Posted Oct 24, 2019 - 10:27 PDT

Resolved

All required cleanup has been completed.

We received reports from a few customers, that they are having troubles for some Builds for which deletion was initiated hasn't completed and they are still in a Deleting state. We are aware and actively working on it, will notify when cleanup is complete.

Posted Nov 04, 2019 - 08:30 PST

Monitoring

VM rebuild is now occurring at a healthy pace. We are continuing to monitor the recovery.

Posted Oct 21, 2019 - 20:14 PDT

Identified

We identified an issue with rebuilding VM pools after the service recovered, which leads to insufficient number of available VMs. We are preparing a fix to deploy.

Posted Oct 21, 2019 - 17:43 PDT

Monitoring

A fix has been deployed. The service is recovering. We expect it might take another 30 minutes until full recovery.

Posted Oct 21, 2019 - 16:38 PDT

Update

We are continuing to work on a fix for this issue.

Posted Oct 21, 2019 - 16:36 PDT

Update

We continue to work on the mitigation and have identified the additional problem that blocked implementation of the prior hotfix.

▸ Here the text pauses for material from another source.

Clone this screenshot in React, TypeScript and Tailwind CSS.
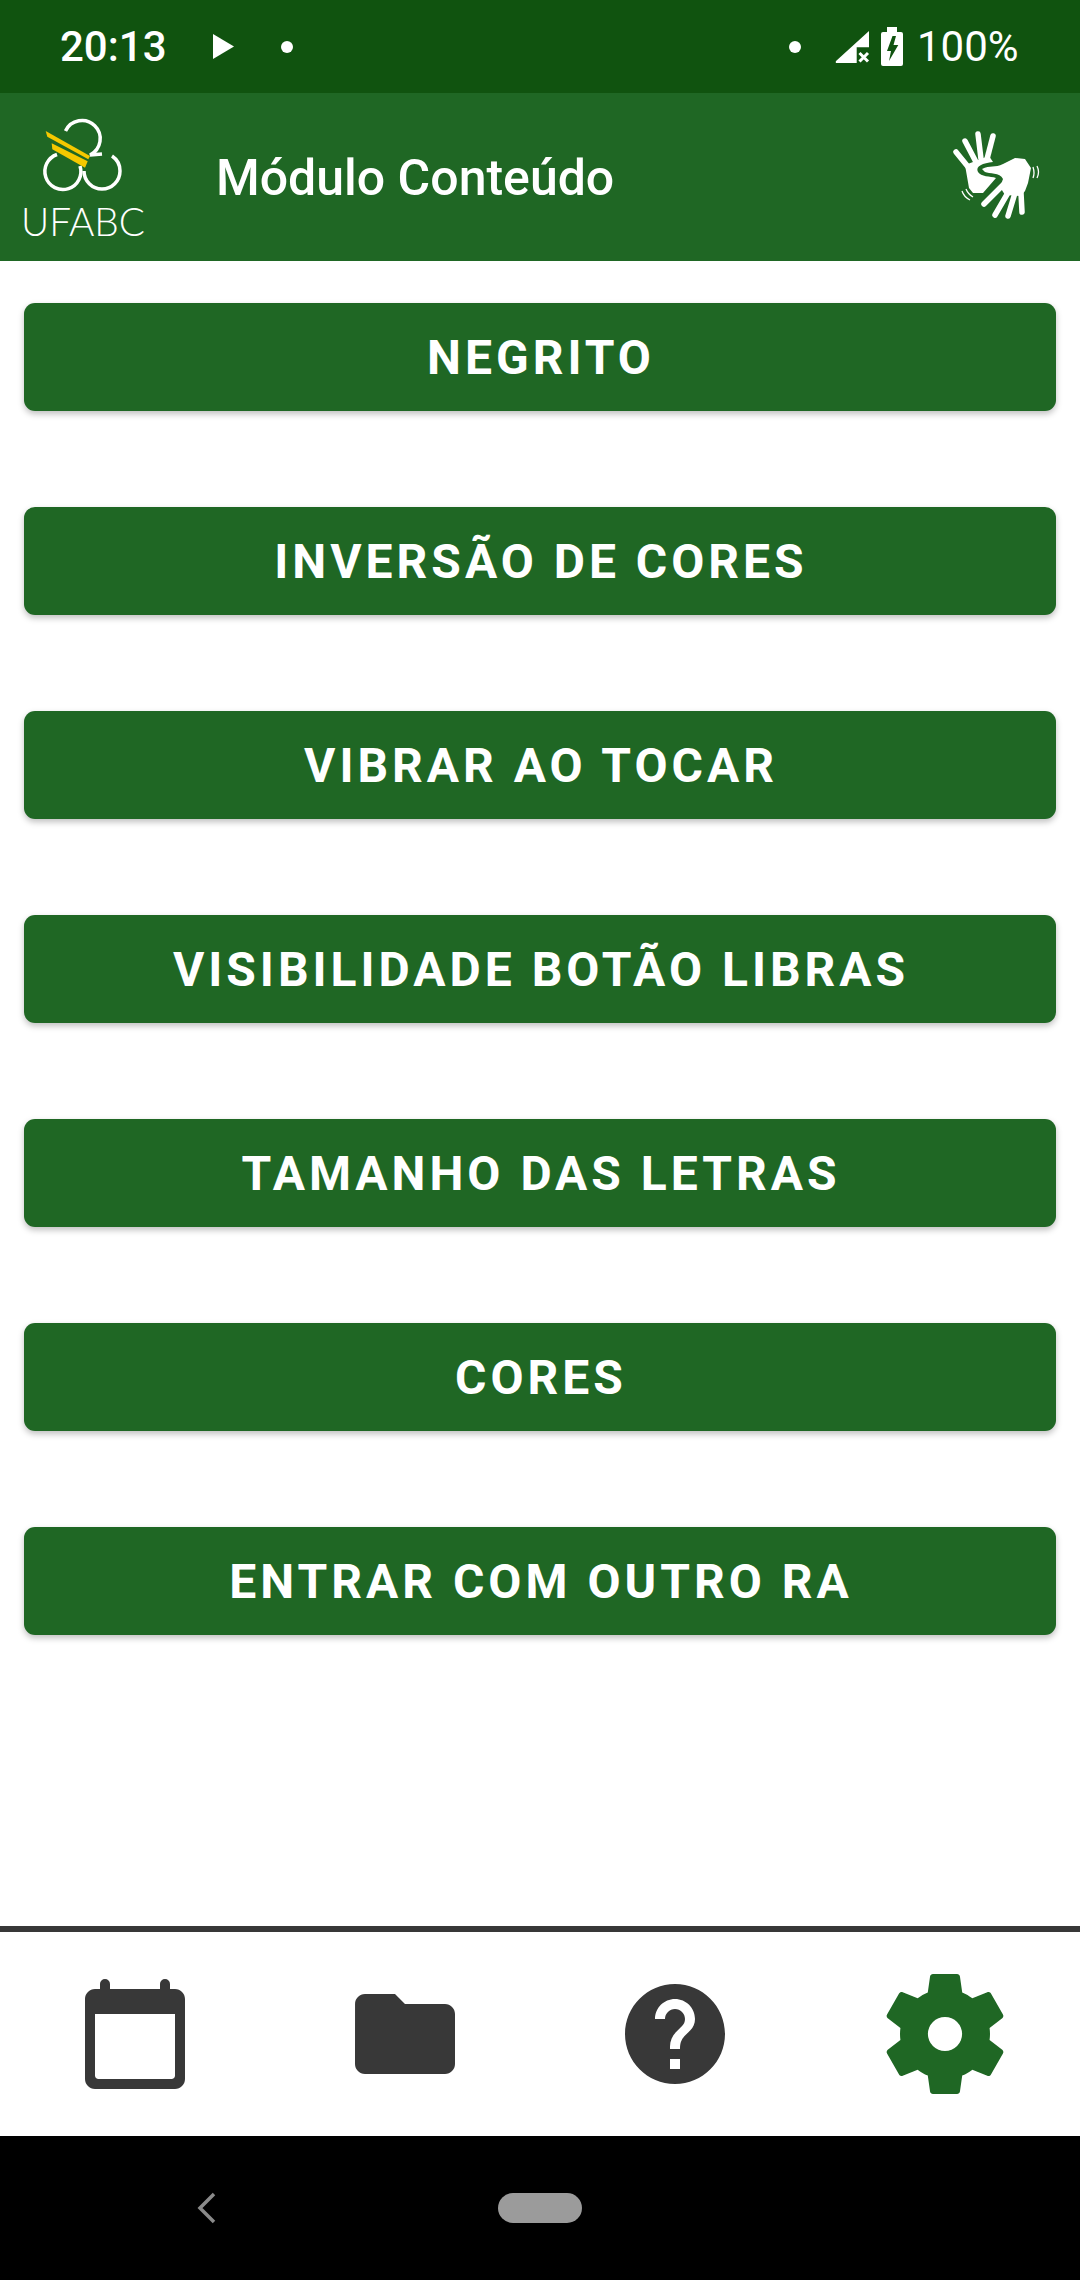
const BUTTONS = [
  'NEGRITO',
  'INVERSÃO DE CORES',
  'VIBRAR AO TOCAR',
  'VISIBILIDADE BOTÃO LIBRAS',
  'TAMANHO DAS LETRAS',
  'CORES',
  'ENTRAR COM OUTRO RA',
];

function Logo() {
  return (
    <svg width="140" height="140" viewBox="0 0 140 140" className="block">
      <g fill="none" stroke="#fff" strokeWidth="3.5" strokeLinecap="butt">
        <path d="M51.500 26 A18.200 18.200 0 1 1 76 50 L88 49" />
        <path d="M43 49.500 A18 18 0 1 0 66 61" />
        <path d="M70 66 A18 18 0 0 0 106 66 A18 18 0 0 0 98 51" />
      </g>
      <path d="M31.700 26 L76 51 L74.300 54.300 L33.300 31.700 Z" fill="#f5c800" />
      <path d="M37.700 38.300 L73.700 56.300 L71 62.700 L38.300 44.300 Z" fill="#f5c800" />
      <text x="7" y="131" fill="#fff" fontFamily="Lato, sans-serif" fontWeight="300" fontSize="40" textLength="124" lengthAdjust="spacingAndGlyphs">UFABC</text>
    </svg>
  );
}

function HandsIcon() {
  return (
    <svg width="100" height="100" viewBox="0 0 100 100" className="block">
      <g fill="none" stroke="#fff" strokeWidth="5.500" strokeLinecap="round">
        <path d="M11 27 L24 43" />
        <path d="M20 16 L31 37" />
        <path d="M33 9 L36 34" />
        <path d="M48 11 L42 34" />
        <path d="M39 79 L58 60" />
        <path d="M50 90 L64 66" />
        <path d="M63 91 L70 68" />
        <path d="M77 87 L76 68" />
      </g>
      <path
        fill="#fff"
        d="M20 40 L44 31 L48 37 C38 38 30 41 33 47 C36 52 45 51 51 53 L38 68 L28 68 L24 63 Z"
      />
      <path
        fill="#fff"
        d="M37 44 C45 40 50 43 58 39 L70 33 L80 34 L86 43 L83 58 L80 66 L76 71 L60 70 L55 62 L58 54 C55 47 44 49 40 47 Z"
      />
      <g fill="none" stroke="#fff" strokeWidth="1.300">
        <path d="M88 42 Q90 48 88 53" />
        <path d="M92 41 Q95 47 92 53" />
        <path d="M17 66 Q19 72 25 75" />
        <path d="M21 64 Q23 69 28 72" />
      </g>
    </svg>
  );
}

function Calendar() {
  return (
    <svg width="120" height="120" viewBox="0 0 24 24" className="block">
      <path
        fill="#383838"
        fillRule="evenodd"
        d="M20 3h-1V2a1 1 0 0 0-2 0v1H7V2a1 1 0 0 0-2 0v1H4c-1.100 0-2 .9-2 2v16c0 1.100.9 2 2 2h16c1.100 0 2-.9 2-2V5c0-1.100-.9-2-2-2zM4 8h16v12.300c0 .4-.3.7-.7.7H4.700c-.4 0-.7-.3-.7-.7V8z"
      />
    </svg>
  );
}

function Folder() {
  return (
    <svg width="120" height="120" viewBox="0 0 24 24" className="block">
      <path
        fill="#383838"
        d="M10 4H4c-1.100 0-1.990.9-1.990 2L2 18c0 1.100.9 2 2 2h16c1.100 0 2-.9 2-2V8c0-1.100-.9-2-2-2h-8l-2-2z"
      />
    </svg>
  );
}

function Help() {
  return (
    <svg width="120" height="120" viewBox="0 0 24 24" className="block">
      <path
        fill="#383838"
        d="M12 2C6.480 2 2 6.480 2 12s4.480 10 10 10 10-4.480 10-10S17.520 2 12 2zm1 17h-2v-2h2v2zm2.070-7.750l-.9.920C13.450 12.900 13 13.500 13 15h-2v-.5c0-1.100.45-2.100 1.170-2.830l1.240-1.260c.37-.36.59-.86.59-1.410 0-1.100-.9-2-2-2s-2 .9-2 2H8c0-2.210 1.790-4 4-4s4 1.790 4 4c0 .88-.36 1.680-.93 2.250z"
      />
    </svg>
  );
}

function Gear() {
  return (
    <svg width="144" height="144" viewBox="0 0 24 24" className="block">
      <path
        fill="#1f6724"
        fillRule="evenodd"
        d="M19.430 12.980c.04-.32.07-.64.07-.98s-.03-.66-.07-.98l2.110-1.650c.19-.15.24-.42.12-.64l-2-3.460c-.12-.22-.39-.3-.61-.22l-2.490 1c-.52-.4-1.080-.73-1.690-.98l-.38-2.650C14.460 2.180 14.250 2 14 2h-4c-.25 0-.46.18-.49.42l-.38 2.650c-.61.25-1.170.59-1.690.98l-2.490-1c-.23-.09-.49 0-.61.22l-2 3.460c-.13.22-.07.49.12.64l2.110 1.650c-.04.32-.07.65-.07.98s.03.66.07.98l-2.110 1.650c-.19.15-.24.42-.12.64l2 3.460c.12.22.39.3.61.22l2.490-1c.52.4 1.080.73 1.690.98l.38 2.650c.03.24.24.42.49.42h4c.25 0 .46-.18.49-.42l.38-2.650c.61-.25 1.170-.59 1.690-.98l2.490 1c.23.09.49 0 .61-.22l2-3.460c.12-.22.07-.49-.12-.64l-2.110-1.650zM12 14.850a2.850 2.850 0 1 1 0-5.700 2.850 2.850 0 0 1 0 5.700z"
      />
    </svg>
  );
}

export default function App() {
  return (
    <div className="flex h-[2280px] w-[1080px] flex-col overflow-hidden bg-white font-['Roboto',sans-serif]">
      <div className="flex h-[93px] shrink-0 items-center bg-[#10530f] text-white">
        <span className="ml-[60px] w-[153px] text-[42px] leading-none font-medium">20:13</span>
        <svg width="21" height="25" viewBox="0 0 21 25" className="block">
          <path d="M0 0 L21 12.500 L0 25 Z" fill="#fff" />
        </svg>
        <span className="ml-[47px] size-[12px] rounded-full bg-white" />
        <span className="ml-[496px] size-[12px] rounded-full bg-white" />
        <svg width="36" height="36" viewBox="0 0 36 36" className="ml-[34px] block">
          <path fill="#fff" d="M34 2 V18.300 H21.700 V34 H2 Q0 34 1 32 Z" />
          <path stroke="#fff" strokeWidth="3" d="M24.500 24 L33 32.500 M33 24 L24.500 32.500" />
        </svg>
        <svg width="22" height="39" viewBox="0 0 22 39" className="ml-[10px] block">
          <path fill="#fff" fillRule="evenodd" d="M6 0 H16 V5 H20 Q22 5 22 7 V37 Q22 39 20 39 H2 Q0 39 0 37 V7 Q0 5 2 5 H6 Z M11.500 9 L15 9 L12.500 18 L17.300 18 L8 34 L10 24 L6 24 Z" />
        </svg>
        <span className="ml-[14px] text-[42px] leading-none">100%</span>
      </div>

      <div className="flex h-[168px] shrink-0 items-start bg-[#1f6724] text-white">
        <div className="ml-[14px] mt-[12px] w-[202px]">
          <Logo />
        </div>
        <span className="mt-[60px] text-[50px] leading-none font-medium">Módulo Conteúdo</span>
        <div className="ml-auto mr-[35px] mt-[32px]">
          <HandsIcon />
        </div>
      </div>

      <div className="flex flex-1 flex-col gap-[96px] px-[24px] pt-[42px]">
        {BUTTONS.map((label) => (
          <button
            key={label}
            className="flex h-[108px] items-center justify-center rounded-[11px] bg-[#1f6724] pl-[2px] pt-[2px] text-[48px] font-bold tracking-[4px] text-white shadow-[0_3px_6px_rgba(0,0,0,0.25)]"
          >
            {label}
          </button>
        ))}
      </div>

      <div className="h-[6px] shrink-0 bg-[#383838]" />
      <div className="grid h-[204px] shrink-0 grid-cols-4 items-center justify-items-center bg-white">
        <Calendar />
        <Folder />
        <Help />
        <Gear />
      </div>

      <div className="flex h-[144px] shrink-0 items-center bg-black">
        <svg width="20" height="32" viewBox="0 0 20 32" className="ml-[197px] block">
          <path d="M17 2 L3 16 L17 30" fill="none" stroke="#8a8a8a" strokeWidth="3.500" />
        </svg>
        <div className="ml-[281px] h-[30px] w-[84px] rounded-full bg-[#9b9b9b]" />
      </div>
    </div>
  );
}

Posted Oct 21, 2019 - 14:19 PDT

Update

We have identified a dependent service that is still causing issues despite the hotfix, investigation is on-going.

Posted Oct 21, 2019 - 13:17 PDT

Update

We are continuing to work on a fix for this issue.

Posted Oct 21, 2019 - 12:47 PDT

Update

We believe we identified the root cause. Deploying a code update.

Posted Oct 21, 2019 - 12:28 PDT

Identified

We have identified the issue and are working on a hotfix now.

Posted Oct 21, 2019 - 11:52 PDT

Investigating

The orchestrator service is experiencing an issue and servers are not being allocated, with several builds also no longer building new virtual machines. We are investigating.

Posted Oct 21, 2019 - 11:40 PDT

This incident affected: Multiplayer Game Servers 2.0 (Request Multiplayer Server API, Build Management - Game Manager and APIs) and Party.